YouTube now has a clearer partnerships system, a Creator Partnerships tab in Studio for eligible creators, built-in Media Kits, pricing preferences, brand-access tools, paid-promotion workflows, Shorts brand-site links in pilot, and creator-partnerships boost so brands can amplify creator videos as ads. But the actual sponsorship contract and payment are still usually negotiated directly between the creator and the advertiser.

That is the big point most creators miss. YouTube Creator Partnerships helps the deal happen more cleanly.

It does not replace the deal itself. So if you want more Shorts brand deals in 2026, the real move is not waiting until you are “big enough.”

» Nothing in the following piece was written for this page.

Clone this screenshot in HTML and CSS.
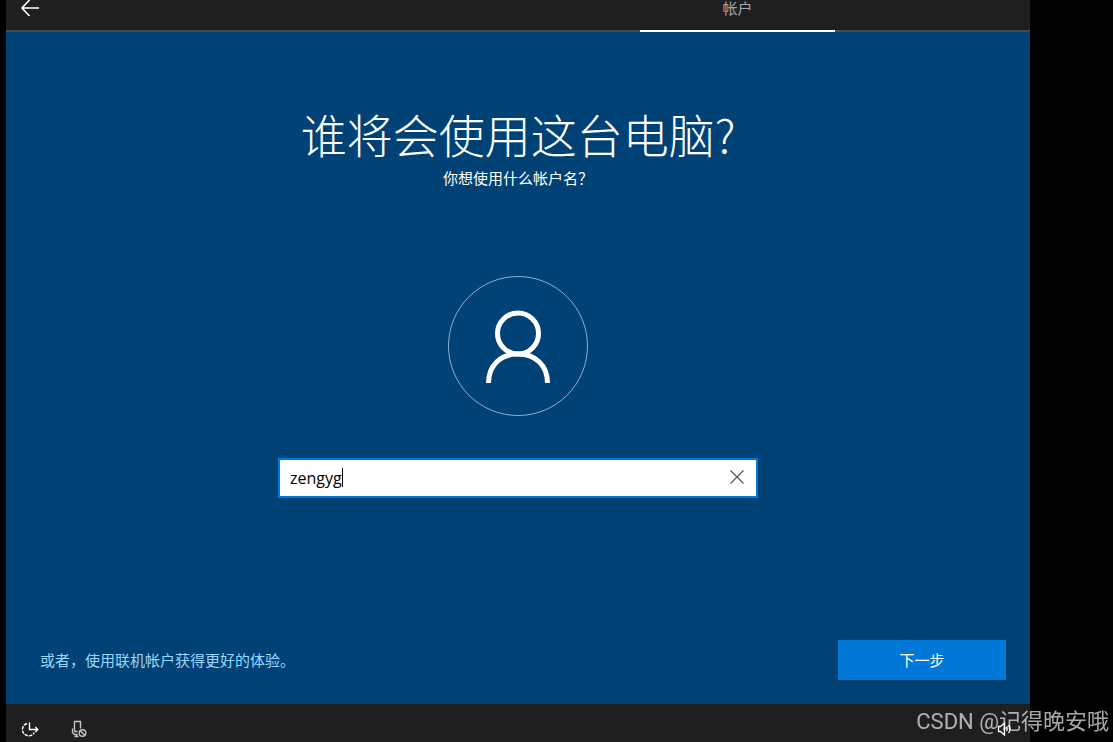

It is making yourself easier to find, easier to evaluate, easier to buy, and easier to measure. That is how creator partnerships actually work now.


FAQ

What is YouTube Creator Partnerships?

YouTube Creator Partnerships is YouTube’s newer centralized brand-deal system, which YouTube said in 2026 evolved from BrandConnect and related creator-partnerships tools into a more unified platform integrated into YouTube Studio for creators and Google Ads / DV360 for advertisers.

Do brands pay creators directly for YouTube Shorts brand deals?

Usually yes. YouTube’s Creator Partnerships Module says off-platform deal terms are negotiated and paid for by advertisers outside of YouTube, and YouTube does not pay creators for participation in those off-platform deals.

Who can use the Creator Partnerships tab in YouTube Studio?

YouTube says eligible creators must be at least 18, be in YPP, be eligible for ad revenue sharing, be in a supported country or region, and have no active Community Guidelines strikes.

Can Shorts creators set their own rates in Creator Partnerships?

Yes. YouTube says creators can set preferred pricing for long-form and Shorts partnerships in the Creator Partnerships preferences area.

Do I need to disclose a sponsored Short on YouTube?

Yes. YouTube says if your content includes a paid product placement, endorsement, sponsorship, or other commercial relationship, you need to tell YouTube by selecting the paid promotion box. Creators and brands are also responsible for local legal disclosure obligations.

What is brand partner access on YouTube?

Brand partner access lets brands or their agencies view organic and paid performance metrics for a creator’s video in Google Ads and promote that video in a creator partnerships boost campaign. YouTube says this works for both long-form and Shorts videos.

Will boosting a sponsored Short hurt its organic reach?

boosted-shorts-image.png

YouTube says boosting and organic performance are separate processes, and its help page says a creator partnerships boost campaign does not harm the video’s organic performance.

Can creators add a brand’s site link to a YouTube Short?

Yes, but currently in limited rollout. YouTube says creators working with a partner brand on a sponsored Short can add a single brand-site link, but the feature is currently an initial pilot for creators in the United States and only for reported brand deals.